Yūji Takahashi (高橋 悠治, Takahashi Yūji) is a composer, pianist, critic, conductor, and author.

==Biography==
Yuji Takahashi studied under Roh Ogura and Minao Shibata at the Toho Gakuen School of Music. In 1960, he made his debut as a pianist by performing Bo Nilsson's Quantitäten. He received a grant from The Ford Foundation to study in West Berlin under Iannis Xenakis in 1962 and stayed in Europe until 1966, also stayed in New York under Rockefeller Foundation scholarship until 1972.
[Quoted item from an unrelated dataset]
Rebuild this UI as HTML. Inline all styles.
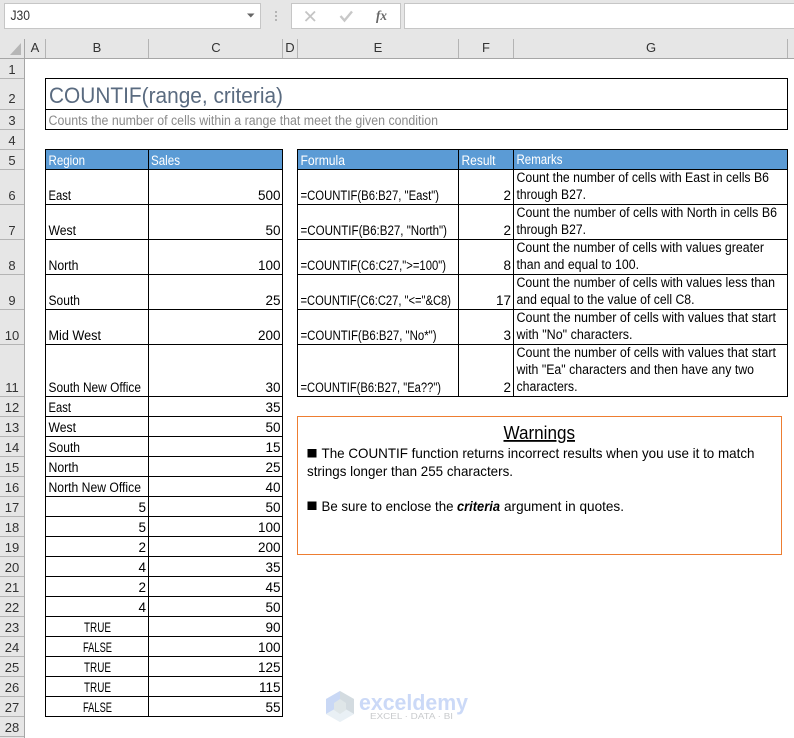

He founded 'Suigyu Gakudan' (Water Buffalo band) in 1978 as introducing international protest songs, starting from Thailand, mainly performing Asian songs, also published monthly journal 'Suigyu Tsushin'.

==Selected works==
- Time (tape)
- Chromamorphe I (fl, hrn in F, trp in C, trb, vib, vn, cb)
- Chromamorphe II (pf)
- 6 Stoicheia (4vn)
- Rosace I (amplified vn)
- Rosace II (pf)
- Operation Euler (2 or 3ob)
- Metathesis I (pf)
- Manangali (didactic piece for women's chorus)
- Three Poems of Mao Tse-Tung (pf or vo[cho], pf)
- Chained Hands in Prayer (pf)
- For You I Sing This Song (cl in B flat, vn, vc, pf) (1976)
- Ji(t) (fl, pf)
- Sieben Rosen hat ein Strauch (vn)
- Kwanju, May 1980 (pf)
- The Pain of the Wandering Wind (pf)
- Like a Water-Buffalo (acc)
- Turn the Corner of the Morning (perc)
- Thread Cogwheels (koto, orch)
- Insomnia (vn, hp)
- Bed Story (vo, koto)
- Sea of Mud (cho, perc)
- Like Swans Leaving the Lake, for viola and accordion (1995)
- Mimi no ho, Sail of the Ears, for Shō, viola and reciter (1994)
- Viola of Dmitri Shostakovich, for viola solo (2002)

==Selected discography==
Yuji Takahashi has over 100 Japanese releases to his credit.

===As pianist===
The complete works of Arnold Schoenberg, Anton Webern and Alban Berg, music by Messiaen (solo pieces, also Visions de l'Amen with Peter Serkin), Iannis Xenakis, John Cage, Rzewski, Na, Cornelius Cardew, Takemitsu, the Indonesian composer Slamet Abdul Sjukur, Earle Brown and Roger Reynolds.

J.S. Bach's The Art of the Fugue (BWV 1080) twice, the Goldberg Variations (BWV 988) twice, the E minor Toccata and the complete Inventions and Sinfonias; two volumes of Satie's solo piano music; a Sonata of Wilhelm Friedemann Bach and Marche et Reminiscences pour mon dernier voyage of Rossini.

===As conductor===
Music by Iannis Xenakis, José Maceda, Sofia Gubaidulina, John Zorn and Edgard Varèse.

===Suigyu Gakudan===
- 1984 Kyugyo (Cassette)
- 2001 Suigyu Gakudan (CD)

==Award==
- 2006 Foundation for Contemporary Arts Grants to Artists Award.